### DIRECTION
Keep every line where the word "with" appears; drop the rest.

****

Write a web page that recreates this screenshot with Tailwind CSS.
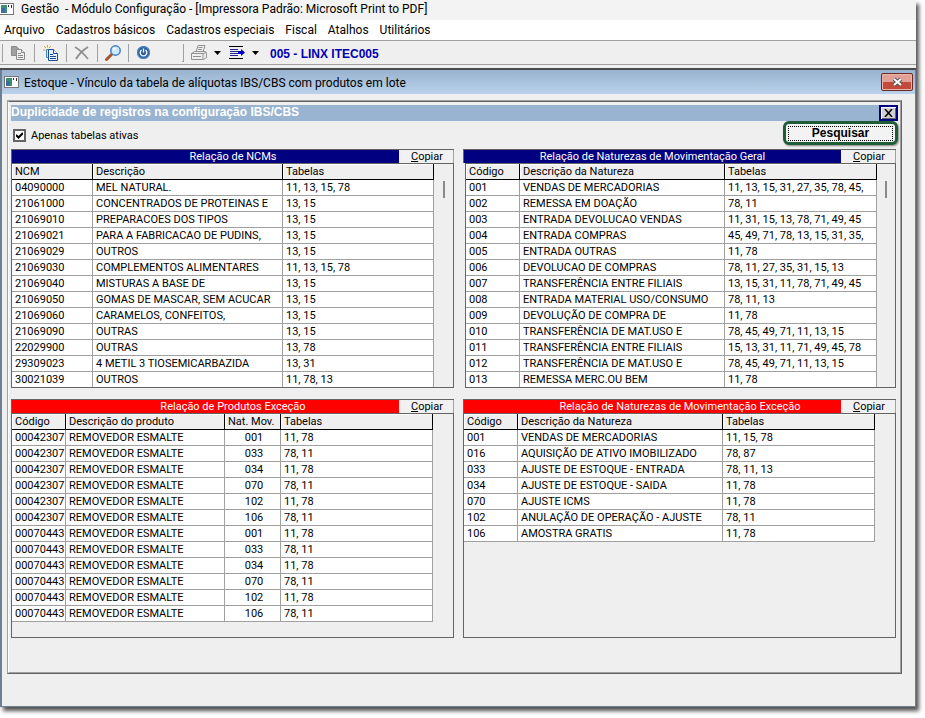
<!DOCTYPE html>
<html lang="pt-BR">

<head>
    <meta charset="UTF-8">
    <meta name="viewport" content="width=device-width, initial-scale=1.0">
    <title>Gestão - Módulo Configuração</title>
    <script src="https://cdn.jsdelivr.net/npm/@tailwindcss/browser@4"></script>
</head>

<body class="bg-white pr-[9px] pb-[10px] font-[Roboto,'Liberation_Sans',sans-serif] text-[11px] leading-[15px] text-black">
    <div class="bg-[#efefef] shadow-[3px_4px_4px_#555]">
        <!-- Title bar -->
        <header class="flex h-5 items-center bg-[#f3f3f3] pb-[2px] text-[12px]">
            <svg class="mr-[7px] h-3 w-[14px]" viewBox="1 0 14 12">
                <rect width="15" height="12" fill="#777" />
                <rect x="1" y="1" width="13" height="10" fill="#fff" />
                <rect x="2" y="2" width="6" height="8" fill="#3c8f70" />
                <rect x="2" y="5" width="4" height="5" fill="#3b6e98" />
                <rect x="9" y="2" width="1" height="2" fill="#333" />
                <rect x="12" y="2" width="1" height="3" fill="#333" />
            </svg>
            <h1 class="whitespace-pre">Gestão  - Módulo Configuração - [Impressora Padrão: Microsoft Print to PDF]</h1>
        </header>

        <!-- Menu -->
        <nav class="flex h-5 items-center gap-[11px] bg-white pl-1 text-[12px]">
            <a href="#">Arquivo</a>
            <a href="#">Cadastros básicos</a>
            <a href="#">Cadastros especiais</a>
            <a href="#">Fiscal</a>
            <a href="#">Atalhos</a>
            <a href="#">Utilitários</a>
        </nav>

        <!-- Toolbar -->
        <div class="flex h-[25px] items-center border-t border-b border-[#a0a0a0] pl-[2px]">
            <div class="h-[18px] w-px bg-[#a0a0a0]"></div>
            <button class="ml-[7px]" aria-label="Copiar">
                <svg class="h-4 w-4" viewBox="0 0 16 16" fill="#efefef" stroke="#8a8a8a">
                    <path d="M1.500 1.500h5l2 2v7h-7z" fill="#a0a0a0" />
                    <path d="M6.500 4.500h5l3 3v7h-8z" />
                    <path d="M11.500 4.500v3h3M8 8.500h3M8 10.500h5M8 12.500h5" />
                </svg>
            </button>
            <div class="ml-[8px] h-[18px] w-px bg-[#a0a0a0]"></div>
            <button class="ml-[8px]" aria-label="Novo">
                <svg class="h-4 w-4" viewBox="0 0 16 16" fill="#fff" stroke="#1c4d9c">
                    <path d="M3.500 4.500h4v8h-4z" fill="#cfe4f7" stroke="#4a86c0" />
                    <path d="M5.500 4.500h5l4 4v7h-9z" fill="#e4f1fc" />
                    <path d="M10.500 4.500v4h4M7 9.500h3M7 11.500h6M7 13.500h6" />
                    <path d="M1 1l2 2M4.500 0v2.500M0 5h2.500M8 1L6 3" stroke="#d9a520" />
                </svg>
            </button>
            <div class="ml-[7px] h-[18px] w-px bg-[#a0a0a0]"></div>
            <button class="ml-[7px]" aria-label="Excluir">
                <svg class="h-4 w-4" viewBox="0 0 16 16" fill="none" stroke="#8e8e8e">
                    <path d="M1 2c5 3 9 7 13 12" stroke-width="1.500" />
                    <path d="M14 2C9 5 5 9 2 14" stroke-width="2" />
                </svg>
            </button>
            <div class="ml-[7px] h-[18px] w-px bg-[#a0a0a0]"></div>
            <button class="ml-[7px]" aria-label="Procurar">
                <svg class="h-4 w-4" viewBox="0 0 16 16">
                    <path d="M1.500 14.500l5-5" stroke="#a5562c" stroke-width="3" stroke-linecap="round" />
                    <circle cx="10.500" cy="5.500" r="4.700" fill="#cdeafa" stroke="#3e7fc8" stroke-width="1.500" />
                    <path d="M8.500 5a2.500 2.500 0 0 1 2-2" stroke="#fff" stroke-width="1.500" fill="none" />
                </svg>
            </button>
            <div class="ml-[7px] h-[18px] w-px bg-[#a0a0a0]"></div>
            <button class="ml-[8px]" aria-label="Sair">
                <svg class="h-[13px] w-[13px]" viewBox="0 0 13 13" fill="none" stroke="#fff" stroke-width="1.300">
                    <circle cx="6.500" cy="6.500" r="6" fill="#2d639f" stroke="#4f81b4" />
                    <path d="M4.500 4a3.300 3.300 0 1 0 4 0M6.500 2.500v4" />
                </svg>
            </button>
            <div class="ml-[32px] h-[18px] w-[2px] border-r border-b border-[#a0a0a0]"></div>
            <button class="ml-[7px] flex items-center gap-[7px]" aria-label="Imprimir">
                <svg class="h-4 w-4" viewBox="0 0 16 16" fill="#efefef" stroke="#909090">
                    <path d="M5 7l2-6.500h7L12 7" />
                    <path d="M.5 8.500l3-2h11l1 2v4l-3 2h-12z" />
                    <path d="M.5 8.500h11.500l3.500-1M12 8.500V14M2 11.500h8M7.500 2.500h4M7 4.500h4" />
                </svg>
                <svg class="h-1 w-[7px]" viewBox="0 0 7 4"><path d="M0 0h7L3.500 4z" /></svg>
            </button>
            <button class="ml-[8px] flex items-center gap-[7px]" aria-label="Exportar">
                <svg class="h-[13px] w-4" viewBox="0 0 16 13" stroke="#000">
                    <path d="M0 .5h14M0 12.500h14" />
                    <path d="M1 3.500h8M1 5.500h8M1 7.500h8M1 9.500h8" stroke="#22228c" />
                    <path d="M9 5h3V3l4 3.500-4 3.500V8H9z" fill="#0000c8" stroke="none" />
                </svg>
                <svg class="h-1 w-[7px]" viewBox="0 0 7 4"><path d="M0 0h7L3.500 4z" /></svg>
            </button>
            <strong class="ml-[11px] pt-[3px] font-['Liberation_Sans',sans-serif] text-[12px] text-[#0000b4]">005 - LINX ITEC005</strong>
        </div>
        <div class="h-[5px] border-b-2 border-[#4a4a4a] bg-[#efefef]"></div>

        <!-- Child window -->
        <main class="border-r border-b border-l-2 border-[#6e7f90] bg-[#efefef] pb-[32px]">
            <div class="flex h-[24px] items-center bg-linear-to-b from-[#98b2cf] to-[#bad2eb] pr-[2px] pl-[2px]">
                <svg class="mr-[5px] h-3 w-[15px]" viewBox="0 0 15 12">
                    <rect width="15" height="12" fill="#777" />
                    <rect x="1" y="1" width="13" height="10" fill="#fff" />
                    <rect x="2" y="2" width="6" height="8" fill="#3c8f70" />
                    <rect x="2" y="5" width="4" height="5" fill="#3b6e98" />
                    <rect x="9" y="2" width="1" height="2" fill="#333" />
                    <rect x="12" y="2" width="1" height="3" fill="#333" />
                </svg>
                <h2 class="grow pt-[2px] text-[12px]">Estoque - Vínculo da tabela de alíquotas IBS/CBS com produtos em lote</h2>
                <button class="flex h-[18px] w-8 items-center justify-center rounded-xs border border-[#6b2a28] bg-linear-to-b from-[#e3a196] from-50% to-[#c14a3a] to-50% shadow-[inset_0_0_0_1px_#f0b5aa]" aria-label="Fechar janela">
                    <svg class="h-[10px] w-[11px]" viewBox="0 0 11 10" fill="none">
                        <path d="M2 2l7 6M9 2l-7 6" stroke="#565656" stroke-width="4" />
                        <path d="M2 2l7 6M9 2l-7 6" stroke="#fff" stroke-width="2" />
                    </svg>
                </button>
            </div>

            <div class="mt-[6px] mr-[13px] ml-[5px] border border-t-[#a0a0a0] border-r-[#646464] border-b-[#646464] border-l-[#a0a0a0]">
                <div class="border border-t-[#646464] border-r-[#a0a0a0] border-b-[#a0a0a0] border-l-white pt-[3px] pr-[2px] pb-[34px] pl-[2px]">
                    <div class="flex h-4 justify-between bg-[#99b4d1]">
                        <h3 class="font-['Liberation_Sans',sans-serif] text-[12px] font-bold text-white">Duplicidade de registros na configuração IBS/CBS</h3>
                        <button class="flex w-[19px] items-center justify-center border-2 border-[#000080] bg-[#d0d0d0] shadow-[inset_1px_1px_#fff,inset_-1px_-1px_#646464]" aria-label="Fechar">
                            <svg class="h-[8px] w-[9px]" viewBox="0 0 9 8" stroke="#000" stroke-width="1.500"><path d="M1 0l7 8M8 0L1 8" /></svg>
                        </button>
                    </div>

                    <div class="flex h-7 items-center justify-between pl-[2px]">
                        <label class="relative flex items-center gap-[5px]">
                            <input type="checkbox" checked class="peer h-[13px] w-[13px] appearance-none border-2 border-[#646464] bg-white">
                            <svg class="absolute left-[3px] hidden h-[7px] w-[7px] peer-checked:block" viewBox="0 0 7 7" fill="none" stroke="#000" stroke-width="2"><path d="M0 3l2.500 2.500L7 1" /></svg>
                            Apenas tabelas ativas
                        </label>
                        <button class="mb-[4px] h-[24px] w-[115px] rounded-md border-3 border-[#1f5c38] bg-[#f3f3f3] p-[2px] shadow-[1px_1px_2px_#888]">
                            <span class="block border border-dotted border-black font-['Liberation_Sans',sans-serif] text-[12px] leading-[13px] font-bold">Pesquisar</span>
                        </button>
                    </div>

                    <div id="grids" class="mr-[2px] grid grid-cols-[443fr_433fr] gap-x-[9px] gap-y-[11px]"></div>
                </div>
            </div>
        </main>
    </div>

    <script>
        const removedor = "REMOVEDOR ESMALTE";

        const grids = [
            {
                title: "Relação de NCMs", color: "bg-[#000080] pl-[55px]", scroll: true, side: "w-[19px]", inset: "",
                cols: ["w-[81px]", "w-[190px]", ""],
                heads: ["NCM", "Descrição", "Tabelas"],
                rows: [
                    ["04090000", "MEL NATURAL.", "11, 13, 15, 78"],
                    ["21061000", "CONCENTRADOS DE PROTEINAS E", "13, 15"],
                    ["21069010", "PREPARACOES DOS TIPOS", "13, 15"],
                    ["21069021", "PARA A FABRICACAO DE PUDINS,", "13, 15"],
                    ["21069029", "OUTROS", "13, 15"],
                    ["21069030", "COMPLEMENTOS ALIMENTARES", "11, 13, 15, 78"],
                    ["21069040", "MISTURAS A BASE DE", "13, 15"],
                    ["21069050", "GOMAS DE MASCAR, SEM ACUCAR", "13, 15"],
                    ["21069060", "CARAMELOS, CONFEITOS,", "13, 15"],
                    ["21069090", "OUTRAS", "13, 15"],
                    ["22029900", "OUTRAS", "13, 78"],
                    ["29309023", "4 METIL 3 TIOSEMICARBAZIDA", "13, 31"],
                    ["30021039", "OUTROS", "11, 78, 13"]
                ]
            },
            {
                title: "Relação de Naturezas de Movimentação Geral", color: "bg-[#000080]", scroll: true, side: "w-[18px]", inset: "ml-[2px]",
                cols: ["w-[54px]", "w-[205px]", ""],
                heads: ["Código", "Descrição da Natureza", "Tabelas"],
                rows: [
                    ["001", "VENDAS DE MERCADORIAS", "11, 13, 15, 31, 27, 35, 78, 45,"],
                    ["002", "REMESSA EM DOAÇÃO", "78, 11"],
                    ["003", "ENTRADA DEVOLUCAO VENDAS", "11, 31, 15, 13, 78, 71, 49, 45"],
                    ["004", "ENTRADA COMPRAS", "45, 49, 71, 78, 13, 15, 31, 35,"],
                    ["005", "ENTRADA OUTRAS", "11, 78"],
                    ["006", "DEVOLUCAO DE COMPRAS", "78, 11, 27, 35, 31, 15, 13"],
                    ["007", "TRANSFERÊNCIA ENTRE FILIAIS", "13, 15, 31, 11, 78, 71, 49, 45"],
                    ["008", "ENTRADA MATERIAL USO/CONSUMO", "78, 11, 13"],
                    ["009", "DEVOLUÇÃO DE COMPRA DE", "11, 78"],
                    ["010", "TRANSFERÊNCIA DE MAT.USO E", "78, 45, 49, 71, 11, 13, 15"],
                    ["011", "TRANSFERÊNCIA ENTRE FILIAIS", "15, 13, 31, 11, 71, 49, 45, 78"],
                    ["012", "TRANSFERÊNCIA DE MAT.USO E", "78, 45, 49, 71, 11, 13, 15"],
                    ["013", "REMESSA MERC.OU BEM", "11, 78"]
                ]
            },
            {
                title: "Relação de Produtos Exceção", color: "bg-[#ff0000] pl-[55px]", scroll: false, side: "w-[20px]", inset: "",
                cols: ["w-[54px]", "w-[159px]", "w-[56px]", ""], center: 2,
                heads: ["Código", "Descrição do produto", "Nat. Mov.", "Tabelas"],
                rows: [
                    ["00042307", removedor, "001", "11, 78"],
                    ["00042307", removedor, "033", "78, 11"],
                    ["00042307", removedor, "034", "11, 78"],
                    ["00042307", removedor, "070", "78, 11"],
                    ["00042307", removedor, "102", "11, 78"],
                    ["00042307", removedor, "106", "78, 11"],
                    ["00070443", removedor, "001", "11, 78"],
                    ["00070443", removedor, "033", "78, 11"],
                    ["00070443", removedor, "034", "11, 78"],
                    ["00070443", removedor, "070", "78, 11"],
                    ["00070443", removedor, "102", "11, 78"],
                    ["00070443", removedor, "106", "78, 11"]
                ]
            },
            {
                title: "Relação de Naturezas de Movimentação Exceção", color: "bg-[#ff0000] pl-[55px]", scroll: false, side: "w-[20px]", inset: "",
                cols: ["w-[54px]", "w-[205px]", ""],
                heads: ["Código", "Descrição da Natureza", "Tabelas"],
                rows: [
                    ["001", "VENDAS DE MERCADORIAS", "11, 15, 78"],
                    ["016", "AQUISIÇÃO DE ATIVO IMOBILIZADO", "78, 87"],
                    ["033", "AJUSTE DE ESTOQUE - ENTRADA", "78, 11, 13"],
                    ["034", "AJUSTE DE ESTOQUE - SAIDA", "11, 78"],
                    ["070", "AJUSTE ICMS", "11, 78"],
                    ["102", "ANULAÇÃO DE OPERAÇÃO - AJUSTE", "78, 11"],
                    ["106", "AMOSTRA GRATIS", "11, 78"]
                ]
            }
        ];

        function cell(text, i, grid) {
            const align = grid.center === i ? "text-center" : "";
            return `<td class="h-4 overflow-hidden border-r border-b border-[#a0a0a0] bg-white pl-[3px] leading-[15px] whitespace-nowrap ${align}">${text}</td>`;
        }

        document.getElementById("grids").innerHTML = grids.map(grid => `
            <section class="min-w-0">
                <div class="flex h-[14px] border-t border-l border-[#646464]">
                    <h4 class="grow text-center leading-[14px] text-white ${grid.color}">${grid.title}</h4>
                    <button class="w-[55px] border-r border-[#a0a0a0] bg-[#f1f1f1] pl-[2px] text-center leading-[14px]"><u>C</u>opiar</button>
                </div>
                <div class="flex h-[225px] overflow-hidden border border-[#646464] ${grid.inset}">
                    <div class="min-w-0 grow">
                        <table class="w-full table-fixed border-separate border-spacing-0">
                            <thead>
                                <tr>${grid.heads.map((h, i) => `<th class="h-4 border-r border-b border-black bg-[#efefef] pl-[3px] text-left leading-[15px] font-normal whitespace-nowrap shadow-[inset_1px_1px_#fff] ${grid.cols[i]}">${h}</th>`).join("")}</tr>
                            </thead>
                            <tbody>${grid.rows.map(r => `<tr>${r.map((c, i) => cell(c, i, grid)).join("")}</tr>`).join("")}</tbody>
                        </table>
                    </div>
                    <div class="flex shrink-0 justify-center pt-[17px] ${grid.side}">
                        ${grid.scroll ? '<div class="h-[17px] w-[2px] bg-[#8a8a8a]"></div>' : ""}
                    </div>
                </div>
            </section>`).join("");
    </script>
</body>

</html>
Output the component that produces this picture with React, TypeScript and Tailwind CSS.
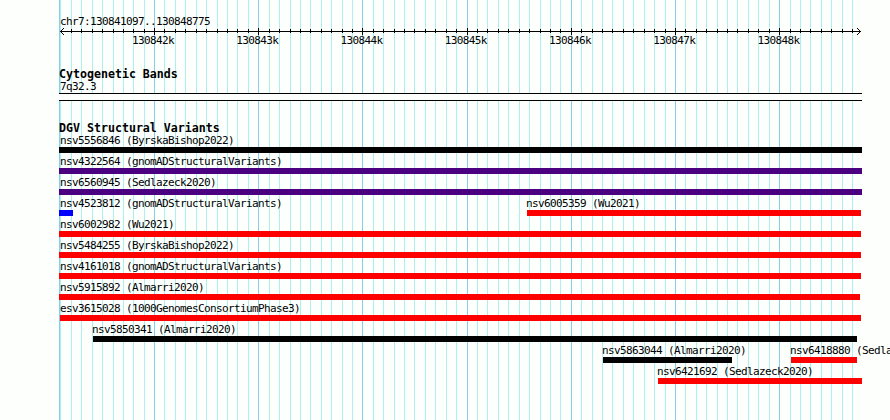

****

### FINAL RESULT
Write a web page that recreates this screenshot with Tailwind CSS.
Output the component that produces this picture with React, TypeScript and Tailwind CSS.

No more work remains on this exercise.